TREM1/3 Deficiency Impairs Tissue Repair After Acute Kidney Injury and Mitochondrial Metabolic Flexibility in Tubular Epithelial Cells

Long-term sequelae of acute kidney injury (AKI) are associated with incomplete recovery of renal function and the development of chronic kidney disease (CKD), which can be mediated by aberrant innate immune activation, mitochondrial pathology, and accumulation of senescent tubular epithelial cells (TECs). Herein, we show that the innate immune receptor Triggering receptor expressed on myeloid cells-1 (TREM-1) links mitochondrial metabolism to tubular epithelial senescence. TREM-1 is expressed by inflammatory and epithelial cells, both players in renal repair after ischemia/reperfusion (IR)-induced AKI. Hence, we subjected WT and TREM1/3 KO mice to different models of renal IR. TREM1/3 KO mice displayed no major differences during the acute phase of injury, but increased mortality was observed in the recovery phase.
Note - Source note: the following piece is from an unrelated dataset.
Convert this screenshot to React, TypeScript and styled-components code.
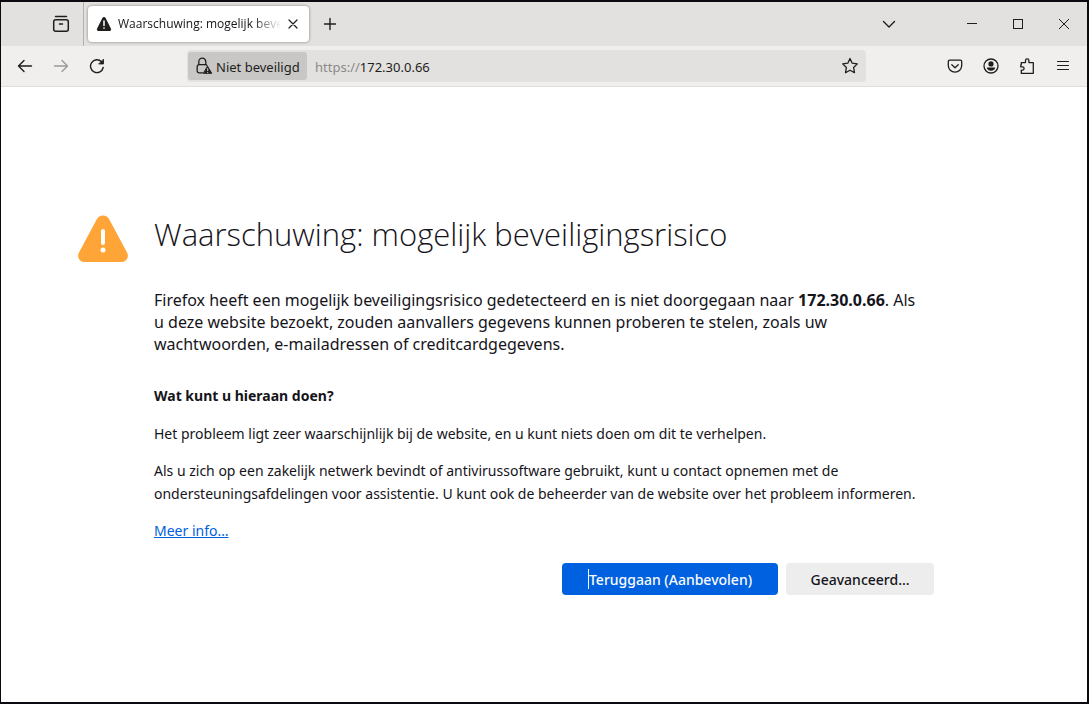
import React from "react";
import styled, { createGlobalStyle } from "styled-components";

const GlobalStyle = createGlobalStyle`
  * { box-sizing: border-box; }
  body {
    margin: 0;
    background: #ffffff;
    color: #15141a;
    font-family: "Noto Sans", "Open Sans", sans-serif;
  }
  button, input { font: inherit; color: inherit; }
`;

const Window = styled.div`
  min-height: 100vh;
  display: flex;
  flex-direction: column;
  border: 2px solid #0c0a10;
  border-left-width: 1px;
`;

const TabStrip = styled.header`
  display: flex;
  align-items: center;
  height: 44px;
  background: #e2e1df;
`;

const FirefoxView = styled.div`
  display: flex;
  align-items: center;
  justify-content: flex-end;
  width: 83px;
  height: 100%;
  padding-right: 10px;
  border-right: 1px solid #b3b2b0;
`;

const IconButton = styled.button<{ $width?: number; $faded?: boolean }>`
  display: flex;
  align-items: center;
  justify-content: center;
  flex: none;
  width: ${(p) => p.$width ?? 36}px;
  height: 32px;
  padding: 0;
  border: 0;
  border-radius: 4px;
  background: transparent;
  color: #1f1e1c;
  opacity: ${(p) => (p.$faded ? 0.4 : 1)};
`;

const Tab = styled.div`
  display: flex;
  align-items: center;
  width: 221px;
  height: 36px;
  margin-left: 4px;
  padding: 0 4px 0 8px;
  border-radius: 4px;
  background: #ffffff;
  box-shadow: 0 0 3px rgba(0, 0, 0, 0.45);
`;

const TabTitle = styled.span`
  flex: 1;
  min-width: 0;
  margin-left: 6px;
  overflow: hidden;
  white-space: nowrap;
  font-family: "Open Sans", "Noto Sans", sans-serif;
  font-size: 12px;
  line-height: 20px;
  mask-image: linear-gradient(to left, transparent, #000 28px);
`;

const WindowControls = styled.div`
  display: flex;
  margin-left: auto;
`;

const Toolbar = styled.nav`
  display: flex;
  align-items: center;
  height: 41px;
  padding: 0 6px;
  background: #f0efed;
  border-bottom: 1px solid #dededc;
`;

const AddressBar = styled.div`
  display: flex;
  align-items: center;
  flex: 1;
  height: 32px;
  margin: 0 71px 0 72px;
  padding: 0 0 0 1px;
  border-radius: 4px;
  background: #e2e1df;
  font-size: 13px;
`;

const SecurityBadge = styled.button`
  display: flex;
  align-items: center;
  gap: 3px;
  width: 119px;
  height: 28px;
  padding: 0 0 0 8px;
  border: 0;
  border-radius: 3px;
  background: #c8c7c5;
  color: #1f1e1c;
  white-space: nowrap;
`;

const BarText = styled.span`
  padding-top: 2px;
  line-height: 18px;
`;

const Address = styled(BarText)`
  flex: 1;
  margin-left: 8px;
  color: #1f1e1c;
`;

const Scheme = styled.span`
  color: #8b8a88;
`;

const ErrorPage = styled.main`
  flex: 1;
  display: flex;
  justify-content: center;
  padding: 120px 24px 48px;
`;

const ErrorLayout = styled.section`
  display: grid;
  grid-template-columns: 76px minmax(0, 780px) 76px;
  align-content: start;
`;

const WarningIcon = styled.svg`
  margin-top: 8px;
`;

const ErrorBody = styled.div`
  font-size: 14px;
  line-height: 23px;
`;

const Title = styled.h1`
  margin: 0 0 28px;
  font-family: "Open Sans", "Noto Sans", sans-serif;
  font-size: 31px;
  font-weight: 300;
  line-height: 54px;
`;

const Lead = styled.p`
  margin: 0 0 29px;
  font-size: 16px;
  line-height: 22px;
`;

const SubTitle = styled.h2`
  margin: 0 0 15px;
  font-size: 14px;
  font-weight: 700;
  line-height: 23px;
`;

const Paragraph = styled.p`
  margin: 0 0 14px;
`;

const MoreLink = styled.a`
  color: #0061e0;
  text-decoration: underline;
`;

const Actions = styled.div`
  display: flex;
  justify-content: flex-end;
  gap: 8px;
  margin-top: 21px;
`;

const ActionButton = styled.button<{ $primary?: boolean }>`
  width: ${(p) => (p.$primary ? 216 : 148)}px;
  height: 32px;
  padding: 0;
  display: flex;
  align-items: center;
  justify-content: center;
  border: 0;
  border-radius: 4px;
  background: ${(p) => (p.$primary ? "#0061e0" : "#ededee")};
  color: ${(p) => (p.$primary ? "#fbfbfe" : "#15141a")};
  font-weight: 500;
  white-space: nowrap;
`;

const Caret = styled.span`
  width: 1px;
  height: 20px;
  background: #ffffff;
`;

const stroke = {
  fill: "none",
  stroke: "currentColor",
  strokeLinecap: "round" as const,
  strokeLinejoin: "round" as const,
};

export default function App() {
  return (
    <Window>
      <GlobalStyle />
      <TabStrip>
        <FirefoxView>
          <IconButton $width={24} aria-label="Firefox View">
            <svg width="18" height="18" viewBox="0 0 18 18" {...stroke} strokeWidth="1.5">
              <path d="M3.5 1.5h11" />
              <rect x="1.7" y="4.7" width="14.6" height="11.6" rx="2" />
              <path d="M7.5 9h3" />
            </svg>
          </IconButton>
        </FirefoxView>
        <Tab>
          <svg width="16" height="16" viewBox="0 0 16 16">
            <path d="M8 1C7.3 1 6.700 1.400 6.400 2L1 12.700C.5 13.800 1.200 15 2.400 15h11.200c1.200 0 1.900-1.200 1.400-2.300L9.600 2C9.300 1.400 8.700 1 8 1Z" fill="#1f1e1c" />
            <path d="M8 5v4.500M8 12v.3" stroke="#fff" strokeWidth="1.500" strokeLinecap="round" />
          </svg>
          <TabTitle>Waarschuwing: mogelijk beveiligingsrisico</TabTitle>
          <IconButton $width={24} aria-label="Tabblad sluiten">
            <svg width="10" height="10" viewBox="0 0 10 10" {...stroke} strokeWidth="1.200">
              <path d="M1 1l8 8M9 1L1 9" />
            </svg>
          </IconButton>
        </Tab>
        <IconButton $width={42} aria-label="Nieuw tabblad">
          <svg width="14" height="14" viewBox="0 0 14 14" {...stroke} strokeWidth="1.400">
            <path d="M7 1.500v11M1.500 7h11" />
          </svg>
        </IconButton>
        <WindowControls>
          <IconButton $width={120} aria-label="Alle tabbladen tonen">
            <svg width="14" height="14" viewBox="0 0 14 14" {...stroke} strokeWidth="1.400">
              <path d="M1.500 4.500L7 10l5.500-5.500" />
            </svg>
          </IconButton>
          <IconButton $width={46} aria-label="Minimaliseren">
            <svg width="10" height="10" viewBox="0 0 10 10" {...stroke} shapeRendering="crispEdges">
              <path d="M0 4.500h10" />
            </svg>
          </IconButton>
          <IconButton $width={46} aria-label="Maximaliseren">
            <svg width="10" height="10" viewBox="0 0 10 10" {...stroke} shapeRendering="crispEdges">
              <path d="M.5.5h9v9h-9z" />
            </svg>
          </IconButton>
          <IconButton $width={46} aria-label="Sluiten">
            <svg width="10" height="10" viewBox="0 0 10 10" {...stroke} strokeWidth="1">
              <path d="M0 0l10 10M10 0L0 10" />
            </svg>
          </IconButton>
        </WindowControls>
      </TabStrip>

      <Toolbar>
        <IconButton aria-label="Terug">
          <svg width="16" height="16" viewBox="0 0 16 16" {...stroke} strokeWidth="1.400">
            <path d="M14.500 8h-13M7 2.500L1.500 8 7 13.500" />
          </svg>
        </IconButton>
        <IconButton $faded aria-label="Vooruit">
          <svg width="16" height="16" viewBox="0 0 16 16" {...stroke} strokeWidth="1.400">
            <path d="M1.500 8h13M9 2.500L14.500 8 9 13.500" />
          </svg>
        </IconButton>
        <IconButton aria-label="Vernieuwen">
          <svg width="16" height="16" viewBox="0 0 16 16" {...stroke} strokeWidth="1.400">
            <path d="M14.200 9.500A6.400 6.400 0 1 1 12.500 3.700" />
            <path d="M14.500 1.500v4.500h-4.500z" fill="currentColor" strokeWidth=".8" />
          </svg>
        </IconButton>
        <AddressBar>
          <SecurityBadge>
            <svg width="17" height="18" viewBox="0 0 17 18" {...stroke} strokeWidth="1.300">
              <path d="M6.500 15.800H3a1.800 1.800 0 0 1-1.800-1.800V9.500A1.800 1.800 0 0 1 3 7.700h6.500a1.800 1.800 0 0 1 1.500.8" />
              <path d="M2.800 7.500V4.700a3.500 3.500 0 0 1 7 0v2.800" />
              <path d="M11.700 9.500l4 6.800h-8z" fill="currentColor" strokeWidth="1" />
              <path d="M11.700 11.500v2M11.700 15.200v.2" stroke="#c8c7c5" strokeWidth="1.100" />
            </svg>
            <BarText>Niet beveiligd</BarText>
          </SecurityBadge>
          <Address>
            <Scheme>https://</Scheme>172.30.0.66
          </Address>
          <IconButton $width={32} aria-label="Bladwijzer maken">
            <svg width="18" height="18" viewBox="0 0 18 18" {...stroke} strokeWidth="1.300">
              <path d="M9 1.500l2.200 4.700 5.100.7-3.700 3.600.9 5.200L9 13.200l-4.500 2.500.9-5.200L1.700 6.900l5.100-.7z" />
            </svg>
          </IconButton>
        </AddressBar>
        <IconButton aria-label="Opslaan naar Pocket">
          <svg width="16" height="16" viewBox="0 0 16 16" {...stroke} strokeWidth="1.300">
            <path d="M2.700 2.200h10.600c.8 0 1.400.6 1.400 1.400V7.500a6.700 6.700 0 0 1-13.400 0V3.600c0-.8.6-1.400 1.400-1.400Z" />
            <path d="M4.800 6.700L8 9.700l3.200-3" />
          </svg>
        </IconButton>
        <IconButton aria-label="Account">
          <svg width="16" height="16" viewBox="0 0 16 16" {...stroke} strokeWidth="1.300">
            <circle cx="8" cy="8" r="7" />
            <circle cx="8" cy="5.900" r="2.600" fill="currentColor" stroke="none" />
            <path d="M3.800 9.500h8.400c0 2-1.800 3.200-4.200 3.200S3.800 11.500 3.800 9.500Z" fill="currentColor" stroke="none" />
          </svg>
        </IconButton>
        <IconButton aria-label="Extensies">
          <svg width="16" height="18" viewBox="0 0 16 18" {...stroke} strokeWidth="1.300">
            <path d="M2.300 7.800V5.600h4.200V3.500a1.700 1.700 0 0 1 3.400 0v2.100H14.300v10.700H2.300v-3.200h1.200a1.600 1.600 0 0 0 0-3.200H1.800V7.800z" />
          </svg>
        </IconButton>
        <IconButton aria-label="Menu openen">
          <svg width="14" height="14" viewBox="0 0 14 14" {...stroke} strokeWidth="1.200">
            <path d="M1.500 2.500h11M1.500 6.500h11M1.500 10.500h11" />
          </svg>
        </IconButton>
      </Toolbar>

      <ErrorPage>
        <ErrorLayout>
          <WarningIcon width="50" height="48" viewBox="0 0 50 48" aria-hidden="true">
            <path d="M25 .5c-2.600 0-5 1.400-6.200 3.700L1 37.500C-1.500 42 1.700 47 6.700 47h36.600c5 0 8.200-5 5.700-9.500L31.200 4.200C30 1.900 27.600.5 25 .5Z" fill="#ffa436" />
            <path d="M25 16v12" stroke="#fff" strokeWidth="4" strokeLinecap="round" />
            <circle cx="25" cy="35" r="2.500" fill="#fff" />
          </WarningIcon>
          <ErrorBody>
            <Title>Waarschuwing: mogelijk beveiligingsrisico</Title>
            <Lead>
              Firefox heeft een mogelijk beveiligingsrisico gedetecteerd en is niet doorgegaan naar{" "}
              <strong>172.30.0.66</strong>. Als
              <br />u deze website bezoekt, zouden aanvallers gegevens kunnen proberen te stelen,
              zoals uw
              <br />
              wachtwoorden, e-mailadressen of creditcardgegevens.
            </Lead>
            <SubTitle>Wat kunt u hieraan doen?</SubTitle>
            <Paragraph>
              Het probleem ligt zeer waarschijnlijk bij de website, en u kunt niets doen om dit te
              verhelpen.
            </Paragraph>
            <Paragraph>
              Als u zich op een zakelijk netwerk bevindt of antivirussoftware gebruikt, kunt u
              contact opnemen met de ondersteuningsafdelingen voor assistentie. U kunt ook de
              beheerder van de website over het probleem informeren.
            </Paragraph>
            <Paragraph>
              <MoreLink href="#info">Meer info…</MoreLink>
            </Paragraph>
            <Actions>
              <ActionButton $primary>
                <Caret />
                Teruggaan (Aanbevolen)
              </ActionButton>
              <ActionButton>Geavanceerd…</ActionButton>
            </Actions>
          </ErrorBody>
        </ErrorLayout>
      </ErrorPage>
    </Window>
  );
}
This detrimental effect was associated with maladaptive repair, characterized by persistent tubular damage, inflammation, fibrosis, and TEC senescence. In vitro, we observed an altered mitochondrial homeostasis and cellular metabolism in TREM1/3 KO primary TECs. This was associated with G2/M arrest and increased ROS accumulation. Further exposure of cells to ROS-generating triggers drove the cells into a stress-induced senescent state, resulting in decreased wound healing capacity. Treatment with a mitochondria anti-oxidant partly prevented the senescent phenotype, suggesting a role for mitochondria herein. In summary, we have unraveled a novel (metabolic) mechanism by which TREM1/3 deficiency drives senescence in TECs. This involves redox imbalance, mitochondrial dysfunction and a decline in cellular metabolic activities. These finding suggest a novel role for TREM-1 in maintaining tubular homeostasis through regulation of mitochondrial metabolic flexibility.